Provided data ->
########

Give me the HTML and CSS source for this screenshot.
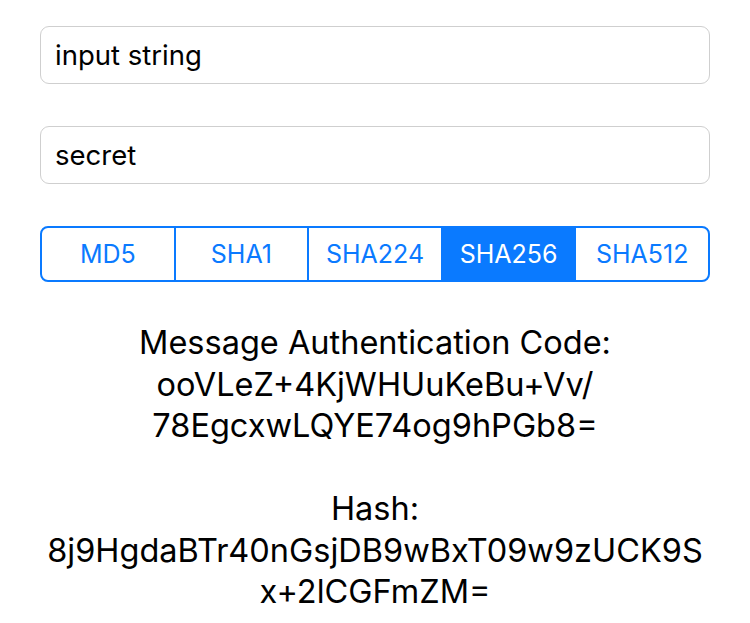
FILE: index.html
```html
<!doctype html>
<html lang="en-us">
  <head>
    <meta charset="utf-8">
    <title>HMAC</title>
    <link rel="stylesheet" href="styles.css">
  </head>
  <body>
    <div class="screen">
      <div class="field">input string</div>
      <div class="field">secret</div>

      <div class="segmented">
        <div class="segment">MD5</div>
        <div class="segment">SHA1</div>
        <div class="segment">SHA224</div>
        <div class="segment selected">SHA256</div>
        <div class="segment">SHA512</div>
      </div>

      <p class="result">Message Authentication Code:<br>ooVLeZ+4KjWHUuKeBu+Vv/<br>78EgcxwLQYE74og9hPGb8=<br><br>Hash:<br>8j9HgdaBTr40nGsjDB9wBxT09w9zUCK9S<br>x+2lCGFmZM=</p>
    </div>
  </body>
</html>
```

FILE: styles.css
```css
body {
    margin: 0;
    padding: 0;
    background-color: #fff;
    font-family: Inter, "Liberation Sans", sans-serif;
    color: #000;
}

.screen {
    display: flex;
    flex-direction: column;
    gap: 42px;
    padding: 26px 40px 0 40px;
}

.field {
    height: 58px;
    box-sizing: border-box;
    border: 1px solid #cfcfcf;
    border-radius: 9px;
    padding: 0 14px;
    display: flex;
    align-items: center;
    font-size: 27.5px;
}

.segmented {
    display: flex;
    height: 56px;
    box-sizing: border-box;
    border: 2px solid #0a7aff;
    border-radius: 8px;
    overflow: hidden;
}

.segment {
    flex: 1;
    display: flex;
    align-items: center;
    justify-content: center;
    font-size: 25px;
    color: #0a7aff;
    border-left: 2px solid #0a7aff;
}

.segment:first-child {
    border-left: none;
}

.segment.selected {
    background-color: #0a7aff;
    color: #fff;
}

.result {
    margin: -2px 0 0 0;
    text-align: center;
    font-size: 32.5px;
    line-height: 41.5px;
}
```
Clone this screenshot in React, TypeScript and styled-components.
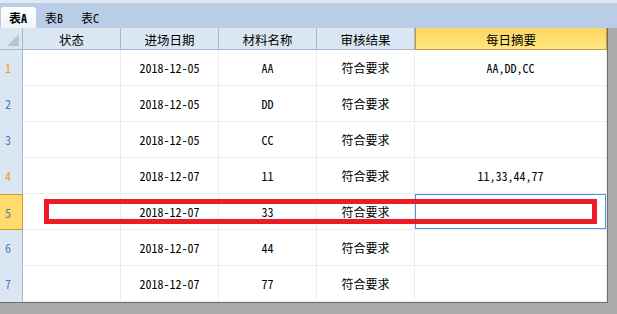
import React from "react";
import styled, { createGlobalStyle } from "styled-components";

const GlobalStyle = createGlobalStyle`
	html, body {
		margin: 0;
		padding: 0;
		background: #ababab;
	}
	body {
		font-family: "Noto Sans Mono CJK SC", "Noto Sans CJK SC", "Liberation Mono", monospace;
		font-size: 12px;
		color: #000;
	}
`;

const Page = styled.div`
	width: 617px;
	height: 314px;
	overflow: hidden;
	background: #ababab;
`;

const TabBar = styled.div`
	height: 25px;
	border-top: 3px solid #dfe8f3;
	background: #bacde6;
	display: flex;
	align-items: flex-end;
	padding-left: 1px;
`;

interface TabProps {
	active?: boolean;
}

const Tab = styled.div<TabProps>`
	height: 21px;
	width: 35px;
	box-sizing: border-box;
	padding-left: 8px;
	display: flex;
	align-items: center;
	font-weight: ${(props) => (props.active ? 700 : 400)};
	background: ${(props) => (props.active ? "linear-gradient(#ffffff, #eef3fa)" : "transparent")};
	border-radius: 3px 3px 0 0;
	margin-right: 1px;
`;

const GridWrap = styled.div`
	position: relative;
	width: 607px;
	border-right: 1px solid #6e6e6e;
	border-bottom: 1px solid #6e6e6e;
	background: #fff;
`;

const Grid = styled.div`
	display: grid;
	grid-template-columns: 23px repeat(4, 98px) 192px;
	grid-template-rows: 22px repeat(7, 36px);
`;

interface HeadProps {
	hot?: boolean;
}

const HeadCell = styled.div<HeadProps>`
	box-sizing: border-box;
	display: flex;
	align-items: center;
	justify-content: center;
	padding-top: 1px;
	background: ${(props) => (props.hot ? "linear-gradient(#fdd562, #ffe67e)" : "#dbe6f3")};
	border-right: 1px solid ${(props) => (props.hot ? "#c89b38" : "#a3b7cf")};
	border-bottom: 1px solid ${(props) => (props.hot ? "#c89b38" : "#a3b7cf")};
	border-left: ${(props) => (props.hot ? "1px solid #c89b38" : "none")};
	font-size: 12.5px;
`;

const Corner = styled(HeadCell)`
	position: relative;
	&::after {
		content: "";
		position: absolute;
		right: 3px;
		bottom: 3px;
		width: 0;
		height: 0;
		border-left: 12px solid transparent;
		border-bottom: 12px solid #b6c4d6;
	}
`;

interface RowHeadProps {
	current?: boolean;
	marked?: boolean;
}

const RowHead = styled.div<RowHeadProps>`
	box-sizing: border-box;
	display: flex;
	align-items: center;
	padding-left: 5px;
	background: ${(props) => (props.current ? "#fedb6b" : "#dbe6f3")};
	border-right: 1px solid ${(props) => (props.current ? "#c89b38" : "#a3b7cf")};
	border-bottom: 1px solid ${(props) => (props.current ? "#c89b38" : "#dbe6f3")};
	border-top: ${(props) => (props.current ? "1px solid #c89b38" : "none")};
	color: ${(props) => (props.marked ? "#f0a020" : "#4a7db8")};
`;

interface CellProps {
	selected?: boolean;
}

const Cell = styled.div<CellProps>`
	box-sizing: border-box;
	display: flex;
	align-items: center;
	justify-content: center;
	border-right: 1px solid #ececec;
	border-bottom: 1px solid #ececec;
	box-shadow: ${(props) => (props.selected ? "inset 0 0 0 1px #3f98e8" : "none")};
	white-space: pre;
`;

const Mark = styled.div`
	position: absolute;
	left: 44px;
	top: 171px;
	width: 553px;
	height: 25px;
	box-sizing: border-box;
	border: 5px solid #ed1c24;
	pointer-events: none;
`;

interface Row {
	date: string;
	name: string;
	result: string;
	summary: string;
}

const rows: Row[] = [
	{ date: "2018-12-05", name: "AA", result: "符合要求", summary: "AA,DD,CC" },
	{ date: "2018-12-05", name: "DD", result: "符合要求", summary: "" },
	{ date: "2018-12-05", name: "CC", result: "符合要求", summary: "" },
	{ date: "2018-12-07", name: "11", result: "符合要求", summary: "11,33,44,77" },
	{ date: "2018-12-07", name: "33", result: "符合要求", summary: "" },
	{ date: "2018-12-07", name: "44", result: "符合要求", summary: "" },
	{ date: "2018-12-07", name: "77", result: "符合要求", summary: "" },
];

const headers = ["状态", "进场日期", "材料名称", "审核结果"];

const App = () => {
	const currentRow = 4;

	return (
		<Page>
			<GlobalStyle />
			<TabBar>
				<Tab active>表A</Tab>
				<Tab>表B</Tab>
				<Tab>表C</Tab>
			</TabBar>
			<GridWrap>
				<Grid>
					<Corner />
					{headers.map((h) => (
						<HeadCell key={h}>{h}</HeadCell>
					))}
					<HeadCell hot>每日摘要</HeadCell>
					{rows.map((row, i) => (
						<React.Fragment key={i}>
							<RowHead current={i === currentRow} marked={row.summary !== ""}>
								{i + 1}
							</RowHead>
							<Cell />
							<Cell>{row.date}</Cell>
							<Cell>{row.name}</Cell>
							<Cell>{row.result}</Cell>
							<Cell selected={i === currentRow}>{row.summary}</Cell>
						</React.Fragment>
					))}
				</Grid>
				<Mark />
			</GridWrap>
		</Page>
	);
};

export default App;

########

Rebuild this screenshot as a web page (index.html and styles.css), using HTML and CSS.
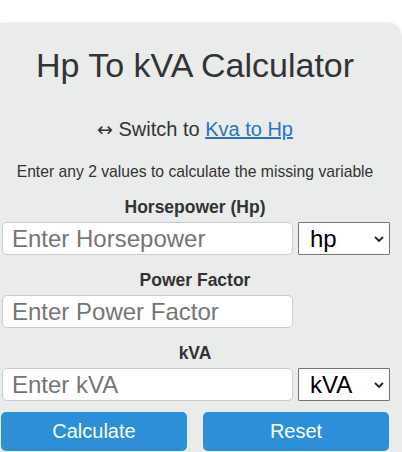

########

Goal -> Go through the listing above and list every line that has the word "this".

Output below ->
Give me the HTML and CSS source for this screenshot.
Clone this screenshot in React, TypeScript and styled-components.
Rebuild this screenshot as a web page (index.html and styles.css), using HTML and CSS.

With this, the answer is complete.